The best part for me is how fast it charges. I can charge 30% in under 30 minutes to an hour, and if that’s enough for a day then I see no reason to feel hobbled with batteries on a wireless headset. Finally, if you’re really desperate for audio and you’re bad at charging your devices then you can opt to bring the wires anyway (although you won’t have the noise-cancelling tech without power.)
Sweat and Rain
There is but one huge caveat about the QC35s that’s common in headphones.
For me, the QC35s are very bad at handling sweat. I’m used to it now, but it’s quite a nasty issue since your ears do get stuffy over time with these on. Sweat WILL form on those earcups and over time, I’m sure it’ll ruin the faux-leather or even the cushion on top of the headband.

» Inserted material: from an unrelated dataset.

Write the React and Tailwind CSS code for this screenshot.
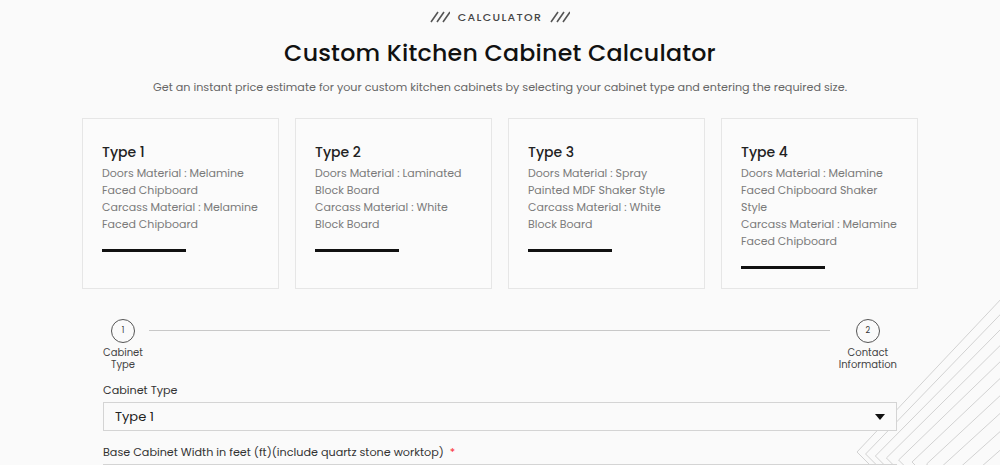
const types = [
  {
    name: 'Type 1',
    lines: ['Doors Material : Melamine Faced Chipboard', 'Carcass Material : Melamine Faced Chipboard'],
  },
  {
    name: 'Type 2',
    lines: ['Doors Material : Laminated Block Board', 'Carcass Material : White Block Board'],
  },
  {
    name: 'Type 3',
    lines: ['Doors Material : Spray Painted MDF Shaker Style', 'Carcass Material : White Block Board'],
  },
  {
    name: 'Type 4',
    lines: ['Doors Material : Melamine Faced Chipboard Shaker Style', 'Carcass Material : Melamine Faced Chipboard'],
  },
]

function Slashes() {
  return (
    <svg width="20" height="12" viewBox="0 0 20 12" className="text-[#555]">
      <path d="M1 11 L8 1 M7 11 L14 1 M13 11 L20 1" stroke="currentColor" strokeWidth="1.6" fill="none" />
    </svg>
  )
}

function Chevrons() {
  // nested chevrons in the bottom-right corner
  const rows = Array.from({ length: 10 }, (_, i) => i)
  return (
    <svg className="absolute right-0 bottom-0 pointer-events-none" width="170" height="185" viewBox="0 0 170 185">
      {rows.map((i) => {
        const x = 27 + i * 8 + i * i * 0.6
        const y = 172 + i * 2
        return (
          <path
            key={i}
            d={`M${x} ${y} L${x + y - 10 + i * 4} 0 M${x} ${y} L${x + 40} ${y + 40}`}
            stroke="#d2d2d2"
            strokeWidth="1"
            fill="none"
          />
        )
      })}
    </svg>
  )
}

function Step({ num, label }) {
  return (
    <div className="flex flex-col items-center">
      <div className="w-[24px] h-[24px] rounded-full border border-[#555] flex items-center justify-center text-[8px] text-[#333]">
        {num}
      </div>
      <div className="mt-[4px] text-[10px] leading-[11.5px] text-center text-[#444]">{label}</div>
    </div>
  )
}

export default function App() {
  return (
    <div className="relative w-full h-[465px] overflow-hidden bg-[#fafafa] font-['Poppins','Open_Sans',sans-serif]">
      <Chevrons />
      <div className="relative w-[836px] mx-auto pt-[9px]">
        <div className="flex items-center justify-center gap-[8px] text-[11px] tracking-[0.12em] font-medium text-[#444]">
          <Slashes />
          <span>CALCULATOR</span>
          <Slashes />
        </div>
        <h1 className="mt-[11px] text-center text-[23.7px] leading-[32px] font-medium text-[#111] tracking-[0.01em]">
          Custom Kitchen Cabinet Calculator
        </h1>
        <p className="mt-[10px] text-center text-[11.2px] text-[#666]">
          Get an instant price estimate for your custom kitchen cabinets by selecting your cabinet type and entering the required size.
        </p>

        <div className="mt-[23px] grid grid-cols-4 gap-[16px]">
          {types.map((t) => (
            <div key={t.name} className="h-[171px] bg-[#fbfbfb] border border-[#e6e6e6] px-[19px] pt-[24px]">
              <div className="text-[14px] font-medium text-[#222] leading-[18px]">{t.name}</div>
              <div className="mt-[4px] text-[11px] leading-[17px] text-[#7a7a7a]">
                {t.lines.map((l) => (
                  <div key={l}>{l}</div>
                ))}
              </div>
              <div className="mt-[16px] w-[84px] h-[3px] bg-[#111]" />
            </div>
          ))}
        </div>

        <div className="px-[21px]">
          <div className="mt-[30px] flex items-start">
            <Step num="1" label={<>Cabinet<br />Type</>} />
            <div className="flex-1 h-px bg-[#c8c8c8] mt-[11px] ml-[6px] mr-[9px]" />
            <Step num="2" label={<>Contact<br />Information</>} />
          </div>

          <label className="block mt-[12px] text-[11.2px] text-[#333]">Cabinet Type</label>
          <div className="mt-[3px] h-[29px] border border-[#d4d4d4] bg-[#fafafa] flex items-center justify-between px-[11px]">
            <span className="text-[13px] text-[#222]">Type 1</span>
            <svg width="10" height="6" viewBox="0 0 10 6">
              <path d="M0 0 H10 L5 6 Z" fill="#111" />
            </svg>
          </div>
          <label className="block mt-[13px] text-[11.2px] text-[#333]">
            Base Cabinet Width in feet (ft)(include quartz stone worktop) <span className="text-red-500 ml-[3px]">*</span>
          </label>
          <div className="mt-[3px] h-[29px] border border-[#d4d4d4] bg-[#fafafa]" />
        </div>
      </div>
    </div>
  )
}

Knowing that just sucks, really.
I also want to highlight rain because the QC35s have multiple holes that’s used for noise-cancellation and microphones. I just can’t risk these things in the rain with all those. Then again, it’s my fault for not bringing an umbrella in the first place.
They’re a good pair of headphones. I was hoping for better audio, and it’s just good enough compared to what I currently have. This thing shines with its noise-cancellation and wireless capabilities, and those features DO change the way you listen to music in many pleasant ways – especially when it comes to convenience and comfort.
Do I recommend them? YES (8⁄10) but ONLY if you actually try them out on a store. It’s up to you to decide whether noise-cancelling is actually important to have in your life, and if the audio quality of the QuietComfort 35 actually fits your musical lifestyle.
I answered yes for those two questions, so here I am enjoying them.